A rather small percentage of the 145,000 people captured in Africa and enslaved between 1668 and 1829 actually came through Charleston to the Carolinas, Harris said. About 10,000 were sold on the auction blocks there, with 5,700 more sent to the Gulf Coast, entering through New Orleans and Mobile, Ala. Thousands more went to Haiti and Brazil, she said, and those regions remain connected through rice and the techniques brought from the upper Guinea coast.
“The Africans who brought the rice culture to the Carolina Lowcountry trace their culture to Sierra Leone,” Harris said. “Rice requires a certain temperature, a little warmth. That temperature, in its own way, created a culture. Rice growing involves a team effort. You don’t grow it by yourself, for yourself. You grow it with others in the community so that team effort is something that marks rice-growing cultures and rice-growing people in ways that the culture of corn or the culture of potatoes does not require.”
Lowcountry planters, Harris said, knew more about the agriculture, history and botany of western Africa than most African-Americans do today. “They knew who they wanted, why they wanted them and where to get them,” she said. “That’s why you see those posters in museums today saying, ‘Freshly arrived from the Guinea Coast, slaves with rice planting knowledge.’ They knew exactly what those Africans knew.”
The rice planters brought their knowledge of food from their native lands. “Once they got here,” Harris said, “they were cooking for the Big House and transformed the palates of their white owners.
That’s why so many of those West African dishes turned up in the Lowcountry and became part of the general food of the region.”
She said the preparation of collards is one example of the “Africanization” of food in the South. While collards are not African, they were cooked in a well-seasoned, vitamin-enriched “pot likker” providing a distinctive taste. African cooks influenced an area that had shellfish and rice, stretching from the South Carolina Lowcountry all the way to the Texas Gulf Coast. “The diet,” she said, “is very similar in many ways to the diet on the other side of the Atlantic.”
Harris had what she called a “culinary epiphany” when she and a number of language scholars were dining in Charleston for the first time and encountered red rice. “All four of us had spent time in Senegal,” she said, “and when the red rice came out the four of us looked down, looked up and in unison said ‘Chebugen,’ the national dish of Senegal.”
The red rice of Charleston was colored by tomatoes, a fruit native to America, Harris said. In Senegal, the reddish tint comes from palm oil. Chebugen crossed the Atlantic and became two different dishes. In the Lowcountry it’s red rice; in New Orleans it’s jambalaya.

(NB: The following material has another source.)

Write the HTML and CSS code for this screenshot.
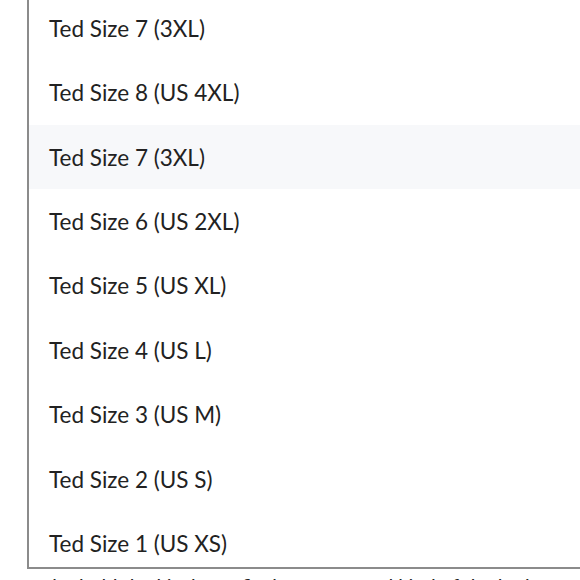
FILE: index.html
```html
<!DOCTYPE html>
<html>
<head>
<meta charset="utf-8">
<link rel="stylesheet" href="styles.css">
</head>
<body>
<div class="page">
  <ul class="list">
    <li class="item">Ted Size 7 (3XL)</li>
    <li class="item">Ted Size 8 (US 4XL)</li>
    <li class="item active">Ted Size 7 (3XL)</li>
    <li class="item">Ted Size 6 (US 2XL)</li>
    <li class="item">Ted Size 5 (US XL)</li>
    <li class="item">Ted Size 4 (US L)</li>
    <li class="item">Ted Size 3 (US M)</li>
    <li class="item">Ted Size 2 (US S)</li>
    <li class="item">Ted Size 1 (US XS)</li>
  </ul>
  <p class="after">the hold the kit the to fit the cotton and kind of the look</p>
</div>
</body>
</html>
```
FILE: styles.css
```css
html, body {
  margin: 0;
  padding: 0;
  background: #ffffff;
}
.page {
  width: 580px;
  height: 580px;
  overflow: hidden;
}
.list {
  list-style: none;
  margin: -3.75px 0 0 27px;
  padding: 0;
  width: 600px;
  height: 570.75px;
  overflow: hidden;
  border-left: 2px solid #8b8b8b;
  border-bottom: 2px solid #8b8b8b;
  font-family: Lato, "Noto Sans", sans-serif;
}
.item {
  height: 64.375px;
  display: flex;
  align-items: center;
  padding-left: 20px;
  font-size: 22.5px;
  font-weight: 400;
  color: #222222;
}
.item.active {
  background: #f7f8fa;
}
.after {
  margin: 6px 0 0 45px;
  font-family: Lato, "Noto Sans", sans-serif;
  font-size: 20px;
  line-height: 20px;
  color: #222222;
  white-space: nowrap;
}
```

“Studying the food history of Africa is not simple research,” Harris said. “There are no books, no journals, no recipes written down by great-great-grandmother. African-Americans were not allowed to write. The food memory is a bank of flavors and a willingness to make use of things and find the fleeting taste memory.”
A second dish bound to the coast of South Carolina is black-eyed peas and rice. Slaves were given the cracked rice because it was not suitable for sale, Harris said. The broken grain was called “middlin” and, ironically, it is preferred in Senegal because it holds the sauce. She said much of African food can be described as a soupy stew over starch.
The combination of rice and corn is found in many transplanted African recipes — corn was another crop discovered in America. The fritter came from African cooking methods. “African recipes are labor intensive,” Harris said. “The enslaved did not have money or the best ingredients, but they had many hands so things could be labor intensive. One recipe said soak black-eyed peas, skin the peas and pound them into a paste to make a fritter. Drop the batter into red palm oil and you get something with an almost a bready consistency.”
The fritter is the common denominator that links African countries with the places their people were taken. The rice fritter of Liberia, Harris said, is the same one that’s sold today in New Orleans.